→ GOAL:
Please return the full listing below without altering anything.

====== SUPPLIED MATERIAL

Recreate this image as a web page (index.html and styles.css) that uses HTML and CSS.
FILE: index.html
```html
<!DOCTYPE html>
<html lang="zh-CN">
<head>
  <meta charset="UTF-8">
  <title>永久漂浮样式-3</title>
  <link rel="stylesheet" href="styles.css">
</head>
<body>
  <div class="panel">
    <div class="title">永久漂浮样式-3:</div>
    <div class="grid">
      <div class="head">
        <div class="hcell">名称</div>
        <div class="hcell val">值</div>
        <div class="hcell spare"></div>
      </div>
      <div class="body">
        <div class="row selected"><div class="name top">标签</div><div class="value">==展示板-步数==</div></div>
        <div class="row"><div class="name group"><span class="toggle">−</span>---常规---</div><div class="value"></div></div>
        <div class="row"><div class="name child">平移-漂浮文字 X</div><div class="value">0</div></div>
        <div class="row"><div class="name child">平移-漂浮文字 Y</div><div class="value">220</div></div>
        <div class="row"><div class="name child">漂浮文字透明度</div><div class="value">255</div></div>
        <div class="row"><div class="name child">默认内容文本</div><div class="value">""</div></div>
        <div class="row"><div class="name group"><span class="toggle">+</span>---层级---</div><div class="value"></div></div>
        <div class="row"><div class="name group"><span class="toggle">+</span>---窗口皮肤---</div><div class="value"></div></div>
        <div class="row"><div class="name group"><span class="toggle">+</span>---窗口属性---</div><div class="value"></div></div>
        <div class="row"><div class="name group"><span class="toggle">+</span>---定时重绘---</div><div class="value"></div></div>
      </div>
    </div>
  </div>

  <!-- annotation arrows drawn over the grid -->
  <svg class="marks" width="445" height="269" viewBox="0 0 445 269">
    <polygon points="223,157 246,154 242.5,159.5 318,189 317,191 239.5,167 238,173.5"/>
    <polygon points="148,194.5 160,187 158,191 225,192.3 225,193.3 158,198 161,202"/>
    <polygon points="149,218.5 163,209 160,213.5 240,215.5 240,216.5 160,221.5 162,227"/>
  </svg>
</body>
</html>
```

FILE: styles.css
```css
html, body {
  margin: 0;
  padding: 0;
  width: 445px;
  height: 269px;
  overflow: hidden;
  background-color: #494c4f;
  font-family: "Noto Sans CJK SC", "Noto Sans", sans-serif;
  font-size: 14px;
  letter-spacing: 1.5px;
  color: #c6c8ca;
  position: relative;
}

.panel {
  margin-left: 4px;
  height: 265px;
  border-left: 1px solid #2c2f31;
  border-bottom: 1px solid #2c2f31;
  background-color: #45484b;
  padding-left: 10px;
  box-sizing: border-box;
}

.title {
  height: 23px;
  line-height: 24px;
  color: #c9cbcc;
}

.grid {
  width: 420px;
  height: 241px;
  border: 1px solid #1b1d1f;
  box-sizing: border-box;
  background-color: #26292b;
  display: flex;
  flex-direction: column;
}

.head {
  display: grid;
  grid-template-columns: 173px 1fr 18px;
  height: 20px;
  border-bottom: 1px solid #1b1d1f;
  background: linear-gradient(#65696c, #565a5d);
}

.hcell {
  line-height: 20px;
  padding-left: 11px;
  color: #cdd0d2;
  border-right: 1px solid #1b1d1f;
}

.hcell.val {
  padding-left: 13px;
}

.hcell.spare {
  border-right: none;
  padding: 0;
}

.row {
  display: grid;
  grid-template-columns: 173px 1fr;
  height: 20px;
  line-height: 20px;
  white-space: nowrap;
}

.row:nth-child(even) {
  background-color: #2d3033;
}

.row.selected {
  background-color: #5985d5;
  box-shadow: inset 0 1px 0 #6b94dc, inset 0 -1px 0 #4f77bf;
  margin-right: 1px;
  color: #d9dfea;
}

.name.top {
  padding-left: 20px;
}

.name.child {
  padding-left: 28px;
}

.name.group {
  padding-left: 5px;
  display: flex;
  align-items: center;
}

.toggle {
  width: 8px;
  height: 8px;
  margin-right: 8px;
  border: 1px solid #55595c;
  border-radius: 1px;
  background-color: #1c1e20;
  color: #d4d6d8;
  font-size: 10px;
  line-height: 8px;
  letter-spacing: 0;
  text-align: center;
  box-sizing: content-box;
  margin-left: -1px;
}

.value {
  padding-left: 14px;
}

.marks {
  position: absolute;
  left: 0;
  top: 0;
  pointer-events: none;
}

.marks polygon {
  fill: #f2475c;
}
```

============

→ FINISHED EXERCISE:
Recreate this image as a web page (index.html and styles.css) that uses HTML and CSS.
FILE: index.html
```html
<!DOCTYPE html>
<html lang="zh-CN">
<head>
  <meta charset="UTF-8">
  <title>永久漂浮样式-3</title>
  <link rel="stylesheet" href="styles.css">
</head>
<body>
  <div class="panel">
    <div class="title">永久漂浮样式-3:</div>
    <div class="grid">
      <div class="head">
        <div class="hcell">名称</div>
        <div class="hcell val">值</div>
        <div class="hcell spare"></div>
      </div>
      <div class="body">
        <div class="row selected"><div class="name top">标签</div><div class="value">==展示板-步数==</div></div>
        <div class="row"><div class="name group"><span class="toggle">−</span>---常规---</div><div class="value"></div></div>
        <div class="row"><div class="name child">平移-漂浮文字 X</div><div class="value">0</div></div>
        <div class="row"><div class="name child">平移-漂浮文字 Y</div><div class="value">220</div></div>
        <div class="row"><div class="name child">漂浮文字透明度</div><div class="value">255</div></div>
        <div class="row"><div class="name child">默认内容文本</div><div class="value">""</div></div>
        <div class="row"><div class="name group"><span class="toggle">+</span>---层级---</div><div class="value"></div></div>
        <div class="row"><div class="name group"><span class="toggle">+</span>---窗口皮肤---</div><div class="value"></div></div>
        <div class="row"><div class="name group"><span class="toggle">+</span>---窗口属性---</div><div class="value"></div></div>
        <div class="row"><div class="name group"><span class="toggle">+</span>---定时重绘---</div><div class="value"></div></div>
      </div>
    </div>
  </div>

  <!-- annotation arrows drawn over the grid -->
  <svg class="marks" width="445" height="269" viewBox="0 0 445 269">
    <polygon points="223,157 246,154 242.5,159.5 318,189 317,191 239.5,167 238,173.5"/>
    <polygon points="148,194.5 160,187 158,191 225,192.3 225,193.3 158,198 161,202"/>
    <polygon points="149,218.5 163,209 160,213.5 240,215.5 240,216.5 160,221.5 162,227"/>
  </svg>
</body>
</html>
```

FILE: styles.css
```css
html, body {
  margin: 0;
  padding: 0;
  width: 445px;
  height: 269px;
  overflow: hidden;
  background-color: #494c4f;
  font-family: "Noto Sans CJK SC", "Noto Sans", sans-serif;
  font-size: 14px;
  letter-spacing: 1.5px;
  color: #c6c8ca;
  position: relative;
}

.panel {
  margin-left: 4px;
  height: 265px;
  border-left: 1px solid #2c2f31;
  border-bottom: 1px solid #2c2f31;
  background-color: #45484b;
  padding-left: 10px;
  box-sizing: border-box;
}

.title {
  height: 23px;
  line-height: 24px;
  color: #c9cbcc;
}

.grid {
  width: 420px;
  height: 241px;
  border: 1px solid #1b1d1f;
  box-sizing: border-box;
  background-color: #26292b;
  display: flex;
  flex-direction: column;
}

.head {
  display: grid;
  grid-template-columns: 173px 1fr 18px;
  height: 20px;
  border-bottom: 1px solid #1b1d1f;
  background: linear-gradient(#65696c, #565a5d);
}

.hcell {
  line-height: 20px;
  padding-left: 11px;
  color: #cdd0d2;
  border-right: 1px solid #1b1d1f;
}

.hcell.val {
  padding-left: 13px;
}

.hcell.spare {
  border-right: none;
  padding: 0;
}

.row {
  display: grid;
  grid-template-columns: 173px 1fr;
  height: 20px;
  line-height: 20px;
  white-space: nowrap;
}

.row:nth-child(even) {
  background-color: #2d3033;
}

.row.selected {
  background-color: #5985d5;
  box-shadow: inset 0 1px 0 #6b94dc, inset 0 -1px 0 #4f77bf;
  margin-right: 1px;
  color: #d9dfea;
}

.name.top {
  padding-left: 20px;
}

.name.child {
  padding-left: 28px;
}

.name.group {
  padding-left: 5px;
  display: flex;
  align-items: center;
}

.toggle {
  width: 8px;
  height: 8px;
  margin-right: 8px;
  border: 1px solid #55595c;
  border-radius: 1px;
  background-color: #1c1e20;
  color: #d4d6d8;
  font-size: 10px;
  line-height: 8px;
  letter-spacing: 0;
  text-align: center;
  box-sizing: content-box;
  margin-left: -1px;
}

.value {
  padding-left: 14px;
}

.marks {
  position: absolute;
  left: 0;
  top: 0;
  pointer-events: none;
}

.marks polygon {
  fill: #f2475c;
}
```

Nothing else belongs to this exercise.